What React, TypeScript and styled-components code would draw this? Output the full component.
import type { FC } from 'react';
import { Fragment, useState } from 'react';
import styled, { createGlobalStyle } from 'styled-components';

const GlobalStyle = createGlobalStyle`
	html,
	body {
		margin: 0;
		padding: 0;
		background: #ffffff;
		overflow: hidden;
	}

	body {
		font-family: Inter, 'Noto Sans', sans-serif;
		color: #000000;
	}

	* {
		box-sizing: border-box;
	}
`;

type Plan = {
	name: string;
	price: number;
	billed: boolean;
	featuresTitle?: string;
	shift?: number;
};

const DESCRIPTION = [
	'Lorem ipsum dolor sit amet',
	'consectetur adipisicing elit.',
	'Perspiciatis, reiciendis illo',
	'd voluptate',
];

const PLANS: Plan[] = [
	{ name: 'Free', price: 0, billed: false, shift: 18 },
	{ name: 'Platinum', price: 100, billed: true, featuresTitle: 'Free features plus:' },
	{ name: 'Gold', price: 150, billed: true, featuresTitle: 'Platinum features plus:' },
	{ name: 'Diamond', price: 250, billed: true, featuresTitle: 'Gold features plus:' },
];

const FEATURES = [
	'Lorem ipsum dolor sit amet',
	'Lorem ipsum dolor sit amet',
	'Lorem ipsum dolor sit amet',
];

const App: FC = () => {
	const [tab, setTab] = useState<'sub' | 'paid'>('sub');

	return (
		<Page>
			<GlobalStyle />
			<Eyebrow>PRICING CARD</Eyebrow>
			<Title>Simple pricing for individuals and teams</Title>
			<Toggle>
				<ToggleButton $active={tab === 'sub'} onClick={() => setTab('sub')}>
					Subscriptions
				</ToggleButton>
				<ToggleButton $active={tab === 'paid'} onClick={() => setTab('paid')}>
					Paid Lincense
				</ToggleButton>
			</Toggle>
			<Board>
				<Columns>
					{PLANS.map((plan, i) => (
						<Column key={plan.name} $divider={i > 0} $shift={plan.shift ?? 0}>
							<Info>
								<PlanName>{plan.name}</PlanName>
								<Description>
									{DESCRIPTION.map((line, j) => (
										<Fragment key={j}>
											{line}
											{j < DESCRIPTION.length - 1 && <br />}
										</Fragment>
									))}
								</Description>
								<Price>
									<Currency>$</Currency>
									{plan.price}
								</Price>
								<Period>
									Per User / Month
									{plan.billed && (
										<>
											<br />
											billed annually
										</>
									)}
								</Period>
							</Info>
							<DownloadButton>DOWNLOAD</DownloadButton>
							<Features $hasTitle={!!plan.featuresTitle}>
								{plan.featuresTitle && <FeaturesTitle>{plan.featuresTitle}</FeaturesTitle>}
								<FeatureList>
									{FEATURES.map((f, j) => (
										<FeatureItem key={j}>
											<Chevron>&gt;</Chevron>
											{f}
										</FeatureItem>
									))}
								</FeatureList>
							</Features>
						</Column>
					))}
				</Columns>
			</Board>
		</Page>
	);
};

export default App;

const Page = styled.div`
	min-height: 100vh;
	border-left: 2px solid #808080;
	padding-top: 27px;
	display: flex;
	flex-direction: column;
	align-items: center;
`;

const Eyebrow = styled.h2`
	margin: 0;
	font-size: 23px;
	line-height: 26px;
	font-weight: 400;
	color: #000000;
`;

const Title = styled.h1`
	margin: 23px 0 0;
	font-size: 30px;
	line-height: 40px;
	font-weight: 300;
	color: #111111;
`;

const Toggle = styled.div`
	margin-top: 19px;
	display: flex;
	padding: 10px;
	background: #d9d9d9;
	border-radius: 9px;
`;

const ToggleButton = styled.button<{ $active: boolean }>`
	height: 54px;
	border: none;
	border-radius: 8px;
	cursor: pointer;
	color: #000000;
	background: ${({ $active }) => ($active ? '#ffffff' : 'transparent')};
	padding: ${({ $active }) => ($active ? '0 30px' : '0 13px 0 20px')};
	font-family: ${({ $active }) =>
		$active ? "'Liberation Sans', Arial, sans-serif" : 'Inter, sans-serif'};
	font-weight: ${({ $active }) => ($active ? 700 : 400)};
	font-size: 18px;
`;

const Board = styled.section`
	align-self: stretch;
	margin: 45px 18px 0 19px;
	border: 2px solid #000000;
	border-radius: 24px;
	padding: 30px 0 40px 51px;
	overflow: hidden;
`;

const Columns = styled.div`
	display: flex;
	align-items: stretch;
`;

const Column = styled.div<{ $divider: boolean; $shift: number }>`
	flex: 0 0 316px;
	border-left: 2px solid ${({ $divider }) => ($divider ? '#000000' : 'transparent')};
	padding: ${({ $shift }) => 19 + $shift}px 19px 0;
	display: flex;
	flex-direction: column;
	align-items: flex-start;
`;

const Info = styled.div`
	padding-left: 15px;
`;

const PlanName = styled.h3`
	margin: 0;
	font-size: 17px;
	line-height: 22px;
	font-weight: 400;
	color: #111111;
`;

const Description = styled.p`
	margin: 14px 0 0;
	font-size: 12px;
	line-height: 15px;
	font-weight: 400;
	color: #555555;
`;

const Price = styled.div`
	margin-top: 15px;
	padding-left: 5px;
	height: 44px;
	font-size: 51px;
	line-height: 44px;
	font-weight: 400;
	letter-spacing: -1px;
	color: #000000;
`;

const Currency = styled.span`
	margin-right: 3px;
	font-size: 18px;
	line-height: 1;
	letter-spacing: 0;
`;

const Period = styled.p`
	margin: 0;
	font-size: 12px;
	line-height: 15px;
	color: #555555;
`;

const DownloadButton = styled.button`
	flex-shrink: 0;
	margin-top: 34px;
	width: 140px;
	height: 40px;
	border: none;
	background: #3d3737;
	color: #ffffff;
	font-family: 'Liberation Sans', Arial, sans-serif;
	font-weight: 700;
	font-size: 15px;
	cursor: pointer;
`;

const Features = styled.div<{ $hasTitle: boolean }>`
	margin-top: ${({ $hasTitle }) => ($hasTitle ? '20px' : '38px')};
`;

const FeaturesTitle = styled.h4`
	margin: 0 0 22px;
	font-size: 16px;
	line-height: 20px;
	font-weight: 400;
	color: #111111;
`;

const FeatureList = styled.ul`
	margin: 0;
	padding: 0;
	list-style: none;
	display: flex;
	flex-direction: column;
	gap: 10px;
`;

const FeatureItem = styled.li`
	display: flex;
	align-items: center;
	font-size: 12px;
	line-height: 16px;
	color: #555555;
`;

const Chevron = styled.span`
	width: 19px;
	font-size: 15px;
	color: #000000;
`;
++++++++++
[Stated exercise]
Write the material out again in its entirety, exactly as shown.

[Result for this task]
What React, TypeScript and styled-components code would draw this? Output the full component.
import type { FC } from 'react';
import { Fragment, useState } from 'react';
import styled, { createGlobalStyle } from 'styled-components';

const GlobalStyle = createGlobalStyle`
	html,
	body {
		margin: 0;
		padding: 0;
		background: #ffffff;
		overflow: hidden;
	}

	body {
		font-family: Inter, 'Noto Sans', sans-serif;
		color: #000000;
	}

	* {
		box-sizing: border-box;
	}
`;

type Plan = {
	name: string;
	price: number;
	billed: boolean;
	featuresTitle?: string;
	shift?: number;
};

const DESCRIPTION = [
	'Lorem ipsum dolor sit amet',
	'consectetur adipisicing elit.',
	'Perspiciatis, reiciendis illo',
	'd voluptate',
];

const PLANS: Plan[] = [
	{ name: 'Free', price: 0, billed: false, shift: 18 },
	{ name: 'Platinum', price: 100, billed: true, featuresTitle: 'Free features plus:' },
	{ name: 'Gold', price: 150, billed: true, featuresTitle: 'Platinum features plus:' },
	{ name: 'Diamond', price: 250, billed: true, featuresTitle: 'Gold features plus:' },
];

const FEATURES = [
	'Lorem ipsum dolor sit amet',
	'Lorem ipsum dolor sit amet',
	'Lorem ipsum dolor sit amet',
];

const App: FC = () => {
	const [tab, setTab] = useState<'sub' | 'paid'>('sub');

	return (
		<Page>
			<GlobalStyle />
			<Eyebrow>PRICING CARD</Eyebrow>
			<Title>Simple pricing for individuals and teams</Title>
			<Toggle>
				<ToggleButton $active={tab === 'sub'} onClick={() => setTab('sub')}>
					Subscriptions
				</ToggleButton>
				<ToggleButton $active={tab === 'paid'} onClick={() => setTab('paid')}>
					Paid Lincense
				</ToggleButton>
			</Toggle>
			<Board>
				<Columns>
					{PLANS.map((plan, i) => (
						<Column key={plan.name} $divider={i > 0} $shift={plan.shift ?? 0}>
							<Info>
								<PlanName>{plan.name}</PlanName>
								<Description>
									{DESCRIPTION.map((line, j) => (
										<Fragment key={j}>
											{line}
											{j < DESCRIPTION.length - 1 && <br />}
										</Fragment>
									))}
								</Description>
								<Price>
									<Currency>$</Currency>
									{plan.price}
								</Price>
								<Period>
									Per User / Month
									{plan.billed && (
										<>
											<br />
											billed annually
										</>
									)}
								</Period>
							</Info>
							<DownloadButton>DOWNLOAD</DownloadButton>
							<Features $hasTitle={!!plan.featuresTitle}>
								{plan.featuresTitle && <FeaturesTitle>{plan.featuresTitle}</FeaturesTitle>}
								<FeatureList>
									{FEATURES.map((f, j) => (
										<FeatureItem key={j}>
											<Chevron>&gt;</Chevron>
											{f}
										</FeatureItem>
									))}
								</FeatureList>
							</Features>
						</Column>
					))}
				</Columns>
			</Board>
		</Page>
	);
};

export default App;

const Page = styled.div`
	min-height: 100vh;
	border-left: 2px solid #808080;
	padding-top: 27px;
	display: flex;
	flex-direction: column;
	align-items: center;
`;

const Eyebrow = styled.h2`
	margin: 0;
	font-size: 23px;
	line-height: 26px;
	font-weight: 400;
	color: #000000;
`;

const Title = styled.h1`
	margin: 23px 0 0;
	font-size: 30px;
	line-height: 40px;
	font-weight: 300;
	color: #111111;
`;

const Toggle = styled.div`
	margin-top: 19px;
	display: flex;
	padding: 10px;
	background: #d9d9d9;
	border-radius: 9px;
`;

const ToggleButton = styled.button<{ $active: boolean }>`
	height: 54px;
	border: none;
	border-radius: 8px;
	cursor: pointer;
	color: #000000;
	background: ${({ $active }) => ($active ? '#ffffff' : 'transparent')};
	padding: ${({ $active }) => ($active ? '0 30px' : '0 13px 0 20px')};
	font-family: ${({ $active }) =>
		$active ? "'Liberation Sans', Arial, sans-serif" : 'Inter, sans-serif'};
	font-weight: ${({ $active }) => ($active ? 700 : 400)};
	font-size: 18px;
`;

const Board = styled.section`
	align-self: stretch;
	margin: 45px 18px 0 19px;
	border: 2px solid #000000;
	border-radius: 24px;
	padding: 30px 0 40px 51px;
	overflow: hidden;
`;

const Columns = styled.div`
	display: flex;
	align-items: stretch;
`;

const Column = styled.div<{ $divider: boolean; $shift: number }>`
	flex: 0 0 316px;
	border-left: 2px solid ${({ $divider }) => ($divider ? '#000000' : 'transparent')};
	padding: ${({ $shift }) => 19 + $shift}px 19px 0;
	display: flex;
	flex-direction: column;
	align-items: flex-start;
`;

const Info = styled.div`
	padding-left: 15px;
`;

const PlanName = styled.h3`
	margin: 0;
	font-size: 17px;
	line-height: 22px;
	font-weight: 400;
	color: #111111;
`;

const Description = styled.p`
	margin: 14px 0 0;
	font-size: 12px;
	line-height: 15px;
	font-weight: 400;
	color: #555555;
`;

const Price = styled.div`
	margin-top: 15px;
	padding-left: 5px;
	height: 44px;
	font-size: 51px;
	line-height: 44px;
	font-weight: 400;
	letter-spacing: -1px;
	color: #000000;
`;

const Currency = styled.span`
	margin-right: 3px;
	font-size: 18px;
	line-height: 1;
	letter-spacing: 0;
`;

const Period = styled.p`
	margin: 0;
	font-size: 12px;
	line-height: 15px;
	color: #555555;
`;

const DownloadButton = styled.button`
	flex-shrink: 0;
	margin-top: 34px;
	width: 140px;
	height: 40px;
	border: none;
	background: #3d3737;
	color: #ffffff;
	font-family: 'Liberation Sans', Arial, sans-serif;
	font-weight: 700;
	font-size: 15px;
	cursor: pointer;
`;

const Features = styled.div<{ $hasTitle: boolean }>`
	margin-top: ${({ $hasTitle }) => ($hasTitle ? '20px' : '38px')};
`;

const FeaturesTitle = styled.h4`
	margin: 0 0 22px;
	font-size: 16px;
	line-height: 20px;
	font-weight: 400;
	color: #111111;
`;

const FeatureList = styled.ul`
	margin: 0;
	padding: 0;
	list-style: none;
	display: flex;
	flex-direction: column;
	gap: 10px;
`;

const FeatureItem = styled.li`
	display: flex;
	align-items: center;
	font-size: 12px;
	line-height: 16px;
	color: #555555;
`;

const Chevron = styled.span`
	width: 19px;
	font-size: 15px;
	color: #000000;
`;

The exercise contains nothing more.